After removing the sirens and the word “ambulance” from the side — making it street legal — the ambulance has become the perfect shuttle for the longboarders.
The Eastside Rollers represent growing devotees of longboarding, a form of skateboarding. Longboards have bigger and softer wheels, which make for a faster and smoother ride. Longboards also have more space between the deck and the wheels, allowing riders to turn and lean the board to a greater extent.
The Eastside Rollers’ founder, Robin McGuirk, contends that longboarding at night is safer because of the decreased traffic. McGuirk said the police rarely bother the longboarders since they agreed to start wearing lights on their helmets. Brian Schmautz, a Portland police spokesman, said he hasn’t heard of longboarders causing any significant problems or of any extra patrols set up to go after them.

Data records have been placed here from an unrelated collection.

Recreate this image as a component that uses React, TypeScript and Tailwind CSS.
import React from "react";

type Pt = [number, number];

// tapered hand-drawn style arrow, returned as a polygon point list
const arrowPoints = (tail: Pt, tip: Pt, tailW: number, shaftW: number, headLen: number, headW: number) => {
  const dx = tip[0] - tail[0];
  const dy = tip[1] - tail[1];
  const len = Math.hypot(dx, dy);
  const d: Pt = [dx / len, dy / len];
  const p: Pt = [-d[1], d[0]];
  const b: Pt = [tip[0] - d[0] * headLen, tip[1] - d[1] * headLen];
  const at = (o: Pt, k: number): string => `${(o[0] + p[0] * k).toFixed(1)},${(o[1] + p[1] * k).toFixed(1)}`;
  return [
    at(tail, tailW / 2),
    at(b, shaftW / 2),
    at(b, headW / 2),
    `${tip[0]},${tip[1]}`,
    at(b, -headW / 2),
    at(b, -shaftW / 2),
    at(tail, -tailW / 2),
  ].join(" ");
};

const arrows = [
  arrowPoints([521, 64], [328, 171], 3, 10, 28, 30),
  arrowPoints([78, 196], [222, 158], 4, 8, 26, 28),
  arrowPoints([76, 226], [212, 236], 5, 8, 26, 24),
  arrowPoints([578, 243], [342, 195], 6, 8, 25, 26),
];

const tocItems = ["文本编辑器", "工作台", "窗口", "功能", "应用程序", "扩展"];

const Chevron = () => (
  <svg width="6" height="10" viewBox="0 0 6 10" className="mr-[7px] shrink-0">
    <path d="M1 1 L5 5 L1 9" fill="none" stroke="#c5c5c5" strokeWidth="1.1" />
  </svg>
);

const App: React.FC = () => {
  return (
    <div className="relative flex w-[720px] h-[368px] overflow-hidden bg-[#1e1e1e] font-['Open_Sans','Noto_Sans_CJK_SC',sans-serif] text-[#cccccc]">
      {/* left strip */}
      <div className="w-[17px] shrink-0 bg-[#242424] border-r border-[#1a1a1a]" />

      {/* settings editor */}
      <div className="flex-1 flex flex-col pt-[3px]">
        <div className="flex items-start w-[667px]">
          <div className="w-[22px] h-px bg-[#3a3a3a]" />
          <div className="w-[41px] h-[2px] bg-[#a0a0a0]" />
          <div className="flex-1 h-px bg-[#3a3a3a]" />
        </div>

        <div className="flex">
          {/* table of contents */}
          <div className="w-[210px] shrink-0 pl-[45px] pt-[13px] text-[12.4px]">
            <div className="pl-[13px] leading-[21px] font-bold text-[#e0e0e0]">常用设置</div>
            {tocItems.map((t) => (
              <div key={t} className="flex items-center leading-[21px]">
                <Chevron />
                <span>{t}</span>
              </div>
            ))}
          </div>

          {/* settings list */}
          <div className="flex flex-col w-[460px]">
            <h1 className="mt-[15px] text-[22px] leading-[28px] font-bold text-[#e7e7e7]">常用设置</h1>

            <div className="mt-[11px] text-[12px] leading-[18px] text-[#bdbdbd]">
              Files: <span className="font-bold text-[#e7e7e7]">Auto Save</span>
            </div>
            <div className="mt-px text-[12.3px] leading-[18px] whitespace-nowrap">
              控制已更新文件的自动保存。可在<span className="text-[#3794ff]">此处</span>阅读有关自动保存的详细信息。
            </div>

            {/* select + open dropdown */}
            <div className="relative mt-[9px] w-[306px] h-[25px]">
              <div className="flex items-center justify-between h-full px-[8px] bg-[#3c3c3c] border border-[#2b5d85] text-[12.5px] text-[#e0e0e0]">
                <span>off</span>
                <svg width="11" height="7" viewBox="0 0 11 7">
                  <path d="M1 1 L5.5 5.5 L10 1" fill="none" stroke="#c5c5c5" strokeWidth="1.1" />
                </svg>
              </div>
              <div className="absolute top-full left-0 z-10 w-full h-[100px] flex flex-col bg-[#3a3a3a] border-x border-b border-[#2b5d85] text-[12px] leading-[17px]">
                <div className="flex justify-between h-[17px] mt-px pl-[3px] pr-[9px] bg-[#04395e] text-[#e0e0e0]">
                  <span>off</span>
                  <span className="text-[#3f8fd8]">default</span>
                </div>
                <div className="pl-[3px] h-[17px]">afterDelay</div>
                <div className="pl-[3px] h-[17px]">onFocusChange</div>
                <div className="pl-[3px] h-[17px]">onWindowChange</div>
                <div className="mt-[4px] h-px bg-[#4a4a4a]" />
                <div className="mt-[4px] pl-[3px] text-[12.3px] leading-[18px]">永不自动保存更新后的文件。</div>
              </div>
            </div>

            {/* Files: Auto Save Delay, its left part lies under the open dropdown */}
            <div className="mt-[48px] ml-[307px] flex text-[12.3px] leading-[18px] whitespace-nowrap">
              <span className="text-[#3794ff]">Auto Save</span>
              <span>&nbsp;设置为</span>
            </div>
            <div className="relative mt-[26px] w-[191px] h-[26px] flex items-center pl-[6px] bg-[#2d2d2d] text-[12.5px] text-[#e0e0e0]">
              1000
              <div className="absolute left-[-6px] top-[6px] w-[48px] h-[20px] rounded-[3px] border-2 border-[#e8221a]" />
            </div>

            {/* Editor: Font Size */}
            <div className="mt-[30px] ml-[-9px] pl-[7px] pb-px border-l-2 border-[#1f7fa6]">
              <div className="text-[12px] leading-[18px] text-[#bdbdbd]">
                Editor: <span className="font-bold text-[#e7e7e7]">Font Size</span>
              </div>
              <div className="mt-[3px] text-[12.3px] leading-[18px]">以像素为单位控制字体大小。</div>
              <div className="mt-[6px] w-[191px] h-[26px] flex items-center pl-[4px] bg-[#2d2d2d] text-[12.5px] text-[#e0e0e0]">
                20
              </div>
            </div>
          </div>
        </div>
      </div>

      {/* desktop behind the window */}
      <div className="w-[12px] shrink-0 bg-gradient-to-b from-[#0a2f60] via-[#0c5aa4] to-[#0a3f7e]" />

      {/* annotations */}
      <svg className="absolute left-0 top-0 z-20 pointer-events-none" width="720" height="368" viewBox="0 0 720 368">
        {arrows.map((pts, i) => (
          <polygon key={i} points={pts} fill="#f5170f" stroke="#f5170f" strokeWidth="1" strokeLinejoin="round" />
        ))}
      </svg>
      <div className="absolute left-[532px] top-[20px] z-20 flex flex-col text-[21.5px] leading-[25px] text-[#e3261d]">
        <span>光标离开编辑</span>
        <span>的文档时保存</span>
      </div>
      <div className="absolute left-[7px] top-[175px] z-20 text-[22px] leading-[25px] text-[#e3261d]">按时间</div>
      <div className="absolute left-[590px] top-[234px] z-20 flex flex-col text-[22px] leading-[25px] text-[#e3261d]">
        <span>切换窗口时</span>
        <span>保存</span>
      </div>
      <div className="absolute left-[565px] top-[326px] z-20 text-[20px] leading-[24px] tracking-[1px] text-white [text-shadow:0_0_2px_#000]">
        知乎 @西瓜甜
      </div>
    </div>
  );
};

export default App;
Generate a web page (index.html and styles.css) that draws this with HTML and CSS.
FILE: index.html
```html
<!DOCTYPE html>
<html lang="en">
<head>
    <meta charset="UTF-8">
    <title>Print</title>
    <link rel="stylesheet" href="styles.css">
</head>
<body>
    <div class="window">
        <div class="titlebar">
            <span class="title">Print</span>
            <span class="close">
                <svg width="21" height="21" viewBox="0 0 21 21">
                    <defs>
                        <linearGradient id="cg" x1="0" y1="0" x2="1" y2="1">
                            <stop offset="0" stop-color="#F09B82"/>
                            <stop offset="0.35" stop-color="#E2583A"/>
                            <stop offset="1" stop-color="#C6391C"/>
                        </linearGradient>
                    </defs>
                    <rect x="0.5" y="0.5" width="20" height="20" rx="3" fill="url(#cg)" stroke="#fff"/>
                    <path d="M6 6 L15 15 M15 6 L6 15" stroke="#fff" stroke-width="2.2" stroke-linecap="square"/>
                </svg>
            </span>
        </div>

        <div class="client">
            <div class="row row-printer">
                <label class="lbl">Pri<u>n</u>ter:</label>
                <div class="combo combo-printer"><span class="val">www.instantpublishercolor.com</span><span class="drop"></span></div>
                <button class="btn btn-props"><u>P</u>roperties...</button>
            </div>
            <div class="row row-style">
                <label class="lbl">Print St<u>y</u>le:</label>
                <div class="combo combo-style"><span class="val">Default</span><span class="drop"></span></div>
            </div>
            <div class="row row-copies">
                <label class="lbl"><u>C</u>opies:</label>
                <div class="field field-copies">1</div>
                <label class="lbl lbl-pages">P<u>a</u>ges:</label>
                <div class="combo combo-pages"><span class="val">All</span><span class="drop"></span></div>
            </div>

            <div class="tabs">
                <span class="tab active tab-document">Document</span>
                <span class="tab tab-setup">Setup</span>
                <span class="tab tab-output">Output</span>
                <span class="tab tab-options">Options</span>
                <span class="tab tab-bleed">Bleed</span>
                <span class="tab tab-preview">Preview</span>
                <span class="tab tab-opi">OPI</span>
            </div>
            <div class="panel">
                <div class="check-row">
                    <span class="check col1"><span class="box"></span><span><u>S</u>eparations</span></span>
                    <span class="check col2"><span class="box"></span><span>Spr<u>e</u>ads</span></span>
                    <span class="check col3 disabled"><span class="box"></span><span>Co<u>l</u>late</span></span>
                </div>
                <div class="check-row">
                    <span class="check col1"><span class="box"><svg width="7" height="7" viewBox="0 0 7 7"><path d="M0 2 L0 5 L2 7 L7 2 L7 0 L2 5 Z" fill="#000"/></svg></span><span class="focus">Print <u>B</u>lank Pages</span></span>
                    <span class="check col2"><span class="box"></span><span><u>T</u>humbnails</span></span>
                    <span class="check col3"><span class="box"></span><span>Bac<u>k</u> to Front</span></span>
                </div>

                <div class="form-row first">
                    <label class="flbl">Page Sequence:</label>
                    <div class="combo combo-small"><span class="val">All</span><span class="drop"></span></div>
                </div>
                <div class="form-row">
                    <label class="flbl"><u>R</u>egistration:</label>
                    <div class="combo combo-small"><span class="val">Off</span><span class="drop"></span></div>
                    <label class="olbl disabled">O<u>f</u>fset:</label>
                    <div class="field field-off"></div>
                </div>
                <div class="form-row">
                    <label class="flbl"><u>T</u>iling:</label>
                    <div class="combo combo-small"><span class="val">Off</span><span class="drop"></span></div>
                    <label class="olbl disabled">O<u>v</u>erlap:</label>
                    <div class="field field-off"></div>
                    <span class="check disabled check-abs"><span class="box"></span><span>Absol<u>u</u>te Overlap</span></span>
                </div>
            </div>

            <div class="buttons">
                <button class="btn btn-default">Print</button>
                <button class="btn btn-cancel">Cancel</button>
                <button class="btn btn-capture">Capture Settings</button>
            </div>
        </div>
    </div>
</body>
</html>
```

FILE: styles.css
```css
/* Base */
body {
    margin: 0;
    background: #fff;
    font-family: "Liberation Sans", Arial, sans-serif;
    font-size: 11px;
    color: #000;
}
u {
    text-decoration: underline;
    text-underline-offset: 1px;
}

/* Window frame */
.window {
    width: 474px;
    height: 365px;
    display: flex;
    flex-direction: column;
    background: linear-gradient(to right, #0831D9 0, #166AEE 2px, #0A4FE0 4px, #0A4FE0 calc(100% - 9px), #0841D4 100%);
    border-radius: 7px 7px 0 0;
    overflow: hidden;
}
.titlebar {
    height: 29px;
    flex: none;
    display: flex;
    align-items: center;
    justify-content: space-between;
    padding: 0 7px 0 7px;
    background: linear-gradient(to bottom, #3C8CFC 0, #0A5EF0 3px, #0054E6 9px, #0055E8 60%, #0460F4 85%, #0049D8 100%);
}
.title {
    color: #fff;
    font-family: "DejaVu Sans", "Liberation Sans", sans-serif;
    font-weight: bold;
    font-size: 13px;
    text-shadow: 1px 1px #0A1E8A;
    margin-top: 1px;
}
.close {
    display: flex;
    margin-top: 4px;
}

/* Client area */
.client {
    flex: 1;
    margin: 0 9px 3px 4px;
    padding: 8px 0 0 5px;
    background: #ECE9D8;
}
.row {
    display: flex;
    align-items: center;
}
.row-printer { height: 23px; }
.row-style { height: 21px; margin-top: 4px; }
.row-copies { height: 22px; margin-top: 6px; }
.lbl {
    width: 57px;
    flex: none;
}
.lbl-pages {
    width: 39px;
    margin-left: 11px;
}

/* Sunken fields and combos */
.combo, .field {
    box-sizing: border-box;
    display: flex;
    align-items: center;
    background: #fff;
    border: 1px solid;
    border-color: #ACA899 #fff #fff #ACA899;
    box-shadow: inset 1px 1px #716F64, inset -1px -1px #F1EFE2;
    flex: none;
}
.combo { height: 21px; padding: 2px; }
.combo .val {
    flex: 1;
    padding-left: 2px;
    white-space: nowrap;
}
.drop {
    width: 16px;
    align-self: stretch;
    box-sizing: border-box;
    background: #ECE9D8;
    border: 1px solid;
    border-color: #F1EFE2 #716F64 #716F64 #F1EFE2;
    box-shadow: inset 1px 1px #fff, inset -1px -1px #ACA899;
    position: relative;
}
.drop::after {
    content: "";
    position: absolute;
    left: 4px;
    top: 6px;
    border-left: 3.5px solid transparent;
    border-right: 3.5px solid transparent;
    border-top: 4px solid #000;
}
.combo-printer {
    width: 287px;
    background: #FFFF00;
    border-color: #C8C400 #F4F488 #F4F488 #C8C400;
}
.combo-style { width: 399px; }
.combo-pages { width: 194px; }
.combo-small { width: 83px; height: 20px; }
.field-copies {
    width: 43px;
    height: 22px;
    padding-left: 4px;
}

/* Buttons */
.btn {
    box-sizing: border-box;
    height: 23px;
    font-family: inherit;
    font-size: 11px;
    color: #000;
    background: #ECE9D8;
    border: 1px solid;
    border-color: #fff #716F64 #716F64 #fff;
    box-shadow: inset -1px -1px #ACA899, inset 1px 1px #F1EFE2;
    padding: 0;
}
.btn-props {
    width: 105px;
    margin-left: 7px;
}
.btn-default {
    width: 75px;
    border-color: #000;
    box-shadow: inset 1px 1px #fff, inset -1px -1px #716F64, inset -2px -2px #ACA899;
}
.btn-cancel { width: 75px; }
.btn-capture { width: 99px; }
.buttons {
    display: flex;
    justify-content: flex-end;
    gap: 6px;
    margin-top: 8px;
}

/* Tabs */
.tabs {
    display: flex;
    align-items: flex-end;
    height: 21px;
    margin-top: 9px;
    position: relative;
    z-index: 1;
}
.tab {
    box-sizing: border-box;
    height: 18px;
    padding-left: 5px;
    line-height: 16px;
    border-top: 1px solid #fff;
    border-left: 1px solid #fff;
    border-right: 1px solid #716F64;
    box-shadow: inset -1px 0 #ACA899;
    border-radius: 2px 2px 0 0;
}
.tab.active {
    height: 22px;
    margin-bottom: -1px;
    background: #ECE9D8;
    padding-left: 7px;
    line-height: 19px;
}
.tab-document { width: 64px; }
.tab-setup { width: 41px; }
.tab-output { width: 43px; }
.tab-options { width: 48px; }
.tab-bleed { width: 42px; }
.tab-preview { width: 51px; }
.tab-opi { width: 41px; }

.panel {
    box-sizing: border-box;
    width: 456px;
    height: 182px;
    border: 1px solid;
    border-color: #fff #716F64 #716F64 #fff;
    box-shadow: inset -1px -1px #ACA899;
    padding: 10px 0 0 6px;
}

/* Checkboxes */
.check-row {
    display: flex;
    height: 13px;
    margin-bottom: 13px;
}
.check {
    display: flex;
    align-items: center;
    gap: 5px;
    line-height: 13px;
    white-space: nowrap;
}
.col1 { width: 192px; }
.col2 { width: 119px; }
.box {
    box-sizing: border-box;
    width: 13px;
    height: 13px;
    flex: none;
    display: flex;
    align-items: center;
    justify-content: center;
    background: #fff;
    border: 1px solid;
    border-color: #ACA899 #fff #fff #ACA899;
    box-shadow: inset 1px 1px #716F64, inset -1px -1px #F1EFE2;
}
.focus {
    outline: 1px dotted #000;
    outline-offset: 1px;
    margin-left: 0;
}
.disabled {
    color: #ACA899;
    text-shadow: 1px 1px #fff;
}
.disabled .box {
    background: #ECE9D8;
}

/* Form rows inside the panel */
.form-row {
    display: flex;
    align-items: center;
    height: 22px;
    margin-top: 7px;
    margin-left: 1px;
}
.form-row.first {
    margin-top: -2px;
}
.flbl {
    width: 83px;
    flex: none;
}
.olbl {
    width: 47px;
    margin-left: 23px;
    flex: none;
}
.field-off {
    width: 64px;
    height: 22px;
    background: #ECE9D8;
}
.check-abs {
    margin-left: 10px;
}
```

Nonetheless, longboarders try to avoid the city when they can.
The best hills, they say, are freshly paved, low in traffic and have few or no traffic signals. That’s a recipe that often calls for the suburbs, and few communities make longboarders drool like the city of West Linn, about 10 miles south of Portland.
Neil Hennelly, a West Linn police spokesman, said they typically get calls from people in the hilly neighborhoods who complain about longboarders. James Boehner said he has never called the police to complain, but he is concerned about safety on his street since it is curvy and longboarders like to use the middle of the road.
“When the kids start at the top of the hill, they can’t see if a car is coming at the bottom or not. They take one tumble here, and they’d get maimed up pretty bad.”
Hennelly said West Linn police haven’t issued citations to longboarders and don’t plan to step up their enforcement. As long as skaters obey the law, he said, the department supports longboarding as an alternate means of transportation.
The future of longboarding in the nearby city of Lake Oswego, however, is in question. Jane Heisler, assistant to the city manager, said the city received a letter from homeowners complaining about longboarders. “They find it disruptive. They find litter. They find that their landscaping is being used as a restroom. It’s probably not the skating itself, but the externalities.”
The City Council recently discussed the issue and has decided to research what other communities have done to deter dangerous and disruptive skating. Some ideas include physically altering streets to make the smooth, straight hills less appealing, adding police patrols and giving officers the right to confiscate boards. Heisler recalled that a longboarder a few years ago was given a speeding ticket for going 45 mph down a hill.
In two years, Daddies Board Shop in Northeast Portland has seen longboarding go from making up half of its sales to about 80 percent to 90 percent of them.
Probably the biggest reason for the growth, though, is the fact that longboarding also appeals to people outside the traditional skating culture. Melanie Loveland, who opened Daddies with her son 10 years ago, said college students who have embraced longboarding as a means of transportation are primarily responsible for its growth.
“It’s a whole different style of skating,” Loveland said. “For one thing, anyone can do it. You don’t have to have a skating background. We’ve got a lot of younger kids who can’t do tricks. It takes the pressure off of them, but they can still skate.”